Performance Tuning in Linux for Data Engineers
Memory Management
Monitoring Memory Usage
Understanding the memory usage is paramount for performance tuning. The free and vmstat commands are instrumental in this regard.
$ free -m
$ vmstat -s
Adjusting Swappiness
Swappiness is a property that affects how often your system swaps data out of RAM to the swap space. Lowering the swappiness value can potentially improve system performance.
$ sysctl vm.swappiness=10
File System Optimization
Choosing the Right File System
File systems like ext4 and XFS are known for their robustness and performance. ext4 often strikes a good balance between performance and features.
Mount Options
Utilizing mount options like noatime and nodiratime can reduce filesystem overhead.
$ mount -o remount,noatime,nodiratime /dev/sda1 /
Network Optimization
Kernel Parameter Tuning
Adjusting kernel parameters such as net.core.rmem_max and net.core.wmem_max can enhance network performance.

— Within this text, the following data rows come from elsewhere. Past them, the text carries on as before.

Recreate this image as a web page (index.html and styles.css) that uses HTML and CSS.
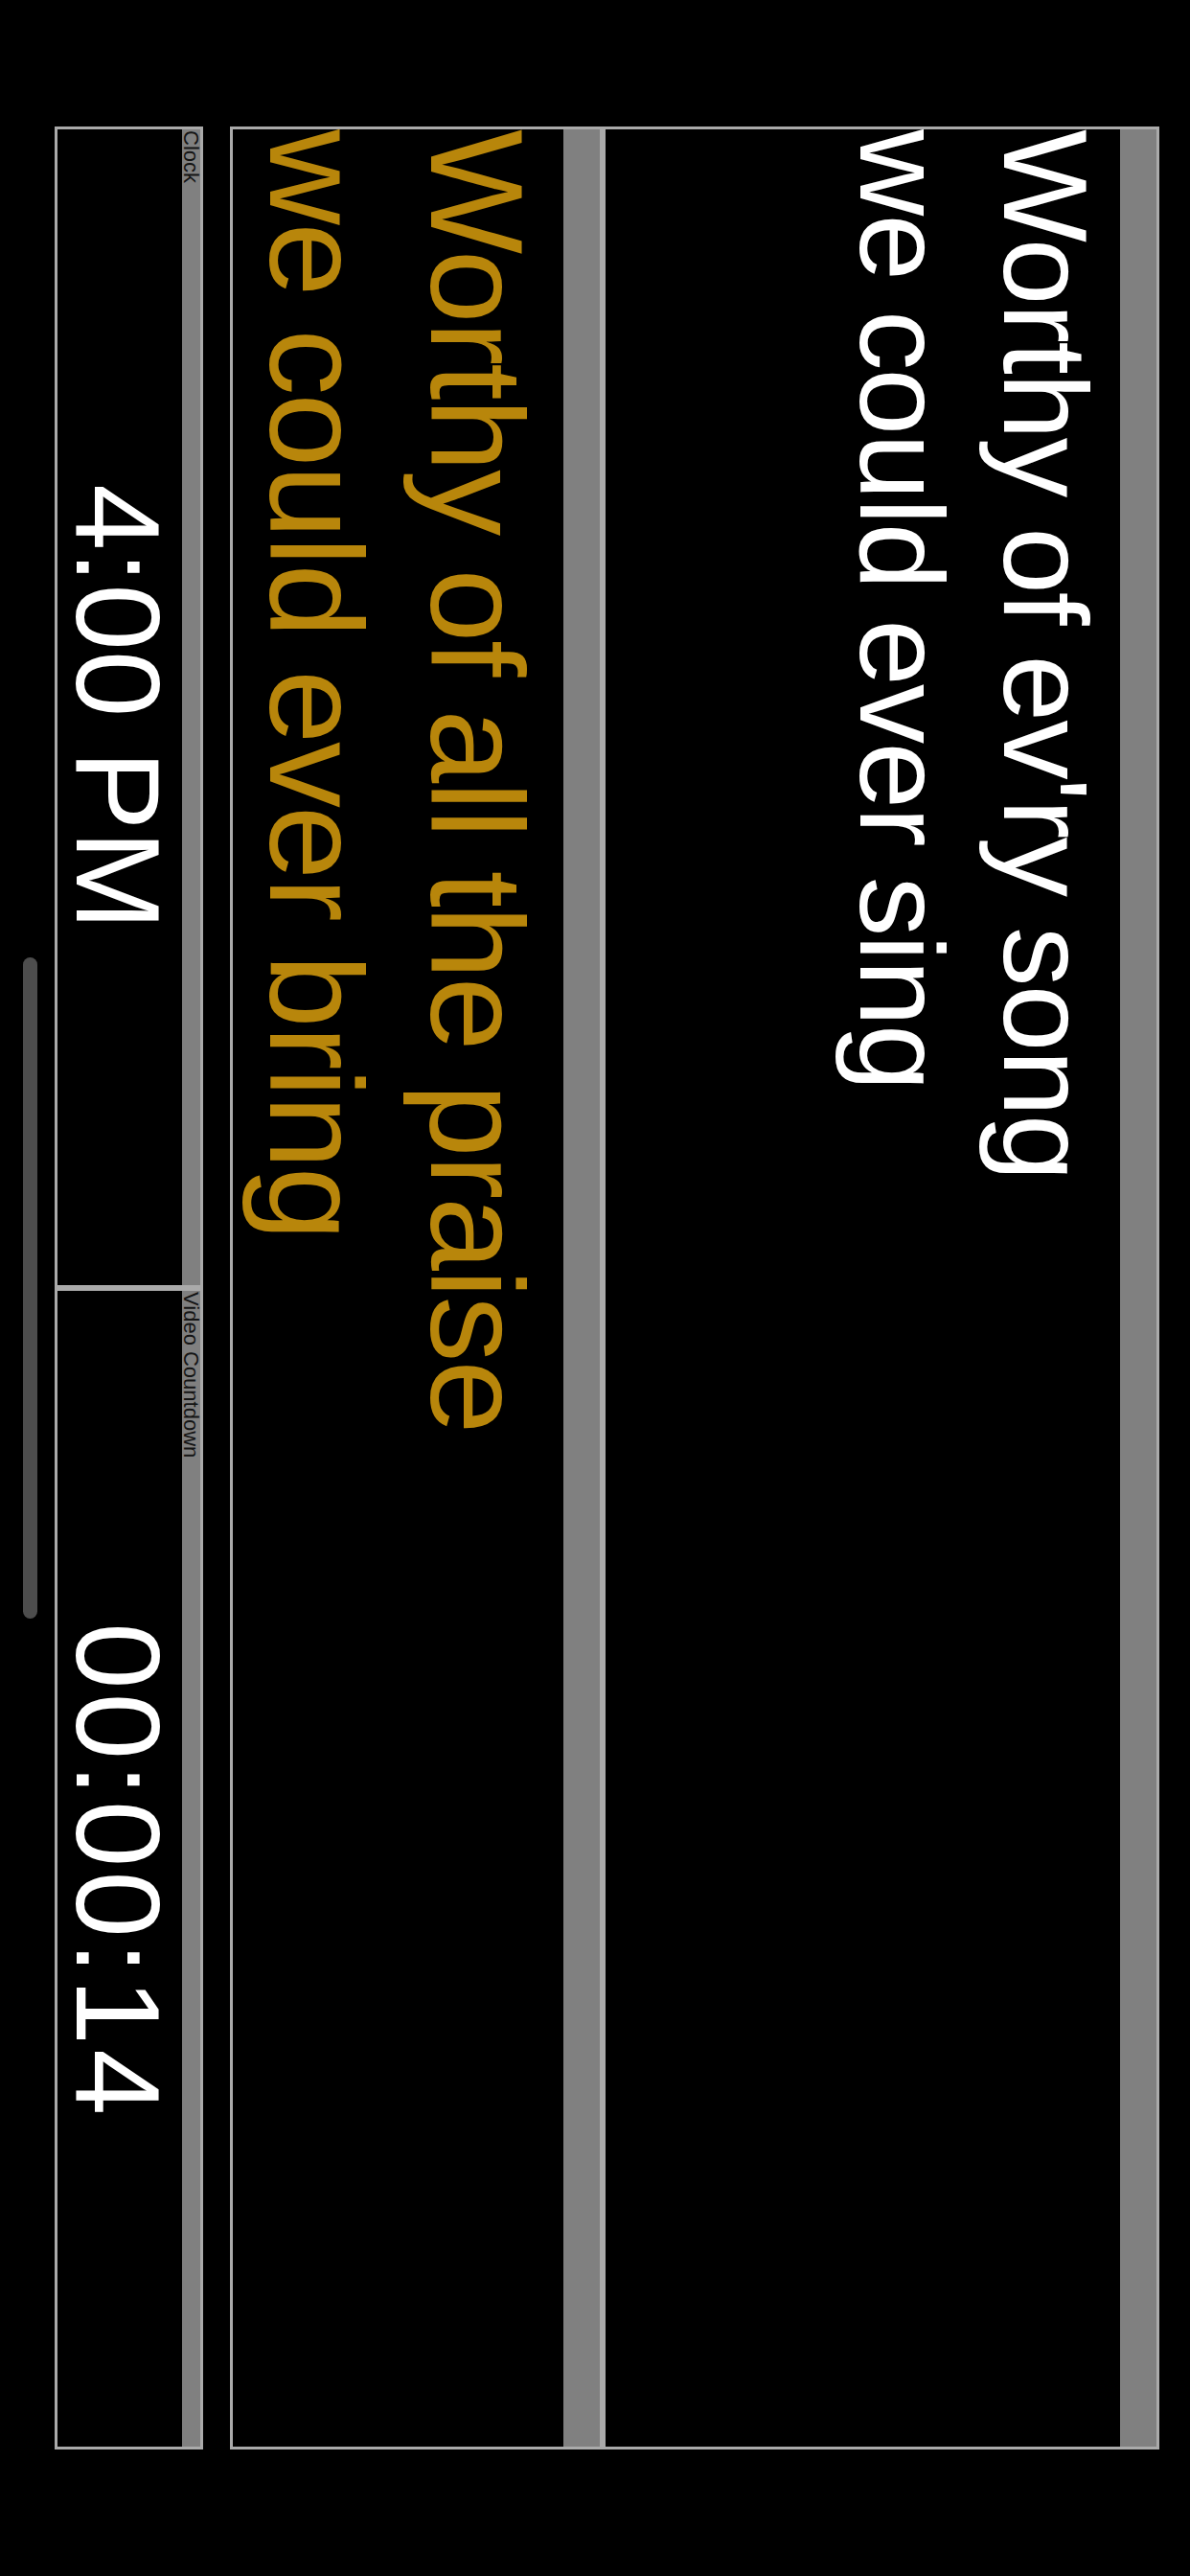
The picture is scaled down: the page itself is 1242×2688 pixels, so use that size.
FILE: index.html
```html
<!DOCTYPE html>
<html lang="en">
<head>
<meta charset="utf-8">
<title>Stage Display</title>
<link rel="stylesheet" href="styles.css">
</head>
<body>
<div class="stage">
  <section class="panel panel-next">
    <div class="panel-bar"></div>
    <div class="lyrics lyrics-next">Worthy of ev'ry song<br>we could ever sing</div>
  </section>
  <section class="panel panel-current">
    <div class="panel-bar"></div>
    <div class="lyrics lyrics-current">Worthy of all the praise<br>we could ever bring</div>
  </section>
  <div class="timers">
    <section class="panel timer">
      <div class="panel-bar panel-bar-small">Clock</div>
      <div class="timer-value">4:00 PM</div>
    </section>
    <section class="panel timer">
      <div class="panel-bar panel-bar-small">Video Countdown</div>
      <div class="timer-value countdown">00:00:14</div>
    </section>
  </div>
  <div class="home-indicator"></div>
</div>
</body>
</html>
```

FILE: styles.css
```css
html, body {
  margin: 0;
  padding: 0;
  background: #000;
}

body {
  width: 1242px;
  height: 2688px;
  overflow: hidden;
  font-family: "Liberation Sans", Arial, sans-serif;
}

/* The display is a landscape view shown a quarter turn clockwise:
   text runs top-to-bottom and blocks stack right-to-left. */
.stage {
  box-sizing: border-box;
  writing-mode: vertical-rl;
  text-orientation: sideways;
  width: 1242px;
  height: 2688px;
  padding-block-start: 32px;
  padding-inline: 132px;
  display: flex;
  flex-direction: column;
  background: #000;
}

.panel {
  box-sizing: border-box;
  border: 3px solid #aaaaaa;
  background: #000;
  display: flex;
  flex-direction: column;
}

.panel-next {
  block-size: 581px;
}

.panel-current {
  block-size: 389px;
}

.panel-bar {
  flex: none;
  block-size: 38px;
  background: #808080;
}

.panel-bar-small {
  block-size: 19px;
  font-size: 22px;
  line-height: 19px;
  color: #141414;
  white-space: nowrap;
  padding-inline-start: 1px;
}

.lyrics {
  white-space: nowrap;
  letter-spacing: -0.015em;
}

.lyrics-next {
  color: #ffffff;
  font-size: 125px;
  line-height: 150px;
  padding-block-start: 3px;
}

.lyrics-current {
  color: #b8860b;
  font-size: 138px;
  line-height: 168px;
  padding-block-start: 6px;
}

.timers {
  flex: none;
  margin-block-start: 28px;
  block-size: 155px;
  display: flex;
}

.timer {
  flex: 1 1 0;
}

.timer-value {
  flex: 1;
  display: flex;
  align-items: center;
  justify-content: center;
  color: #ffffff;
  font-size: 125px;
  line-height: 126px;
  white-space: nowrap;
  padding-block-start: 4px;
}

.countdown {
  letter-spacing: 4px;
  padding-inline-start: 4px;
}

.home-indicator {
  flex: none;
  inline-size: 690px;
  block-size: 15px;
  margin-block-start: 18px;
  margin-inline: auto;
  border-radius: 8px;
  background: #4d4d4d;
}
```
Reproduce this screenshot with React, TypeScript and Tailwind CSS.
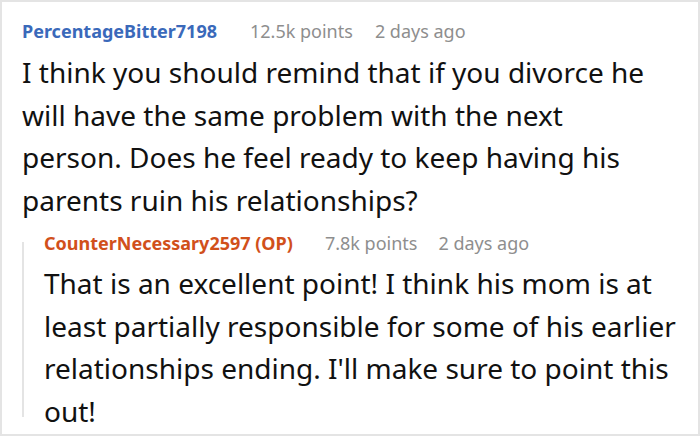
export default function App() {
  return (
    <div
      className="w-[700px] h-[436px] overflow-hidden border-2 border-[#e4e4e4] bg-white pl-[20px] pr-[16px] pt-[17px] text-[#111]"
      style={{ fontFamily: '"Noto Sans", sans-serif' }}
    >
      <div className="flex items-center h-[24px] leading-[24px]">
        <span className="text-[18px] font-bold text-[#3a69ba]">PercentageBitter7198</span>
        <span className="ml-[33px] text-[18px] text-[#8e8e8e]">12.5k points</span>
        <span className="ml-[22px] text-[18px] text-[#8e8e8e]">2 days ago</span>
      </div>
      <p className="mt-[8px] w-[630px] text-[28px] leading-[42.5px]">
        I think you should remind that if you divorce he will have the same problem with the next
        person. Does he feel ready to keep having his parents ruin his relationships?
      </p>
      <div className="mt-[10px] flex">
        <div className="w-[2px] bg-[#e4e4e4] mt-[11px] mb-[15px]" />
        <div className="pl-[20px] flex-1">
          <div className="flex items-center h-[24px] leading-[24px]">
            <span className="text-[18px] font-bold text-[#d1501b]">CounterNecessary2597 (OP)</span>
            <span className="ml-[32px] text-[18px] text-[#8e8e8e]">7.8k points</span>
            <span className="ml-[21px] text-[18px] text-[#8e8e8e]">2 days ago</span>
          </div>
          <p className="mt-[7px] text-[28px] leading-[42.5px]">
            That is an excellent point! I think his mom is at least partially responsible for some of
            his earlier relationships ending. I'll make sure to point this out!
          </p>
        </div>
      </div>
    </div>
  );
}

$ sysctl -w net.core.rmem_max=16777216
$ sysctl -w net.core.wmem_max=16777216
Monitoring and Profiling
Tools for the Job
dstat and htop are powerful tools for monitoring and profiling system resources.
$ dstat -cdngy
$ htop
Conclusion
Performance tuning in Linux is a vast yet crucial domain, especially for data engineers looking to get the most out of their systems. The techniques discussed above are just the tip of the iceberg but can significantly enhance system efficiency when applied judiciously.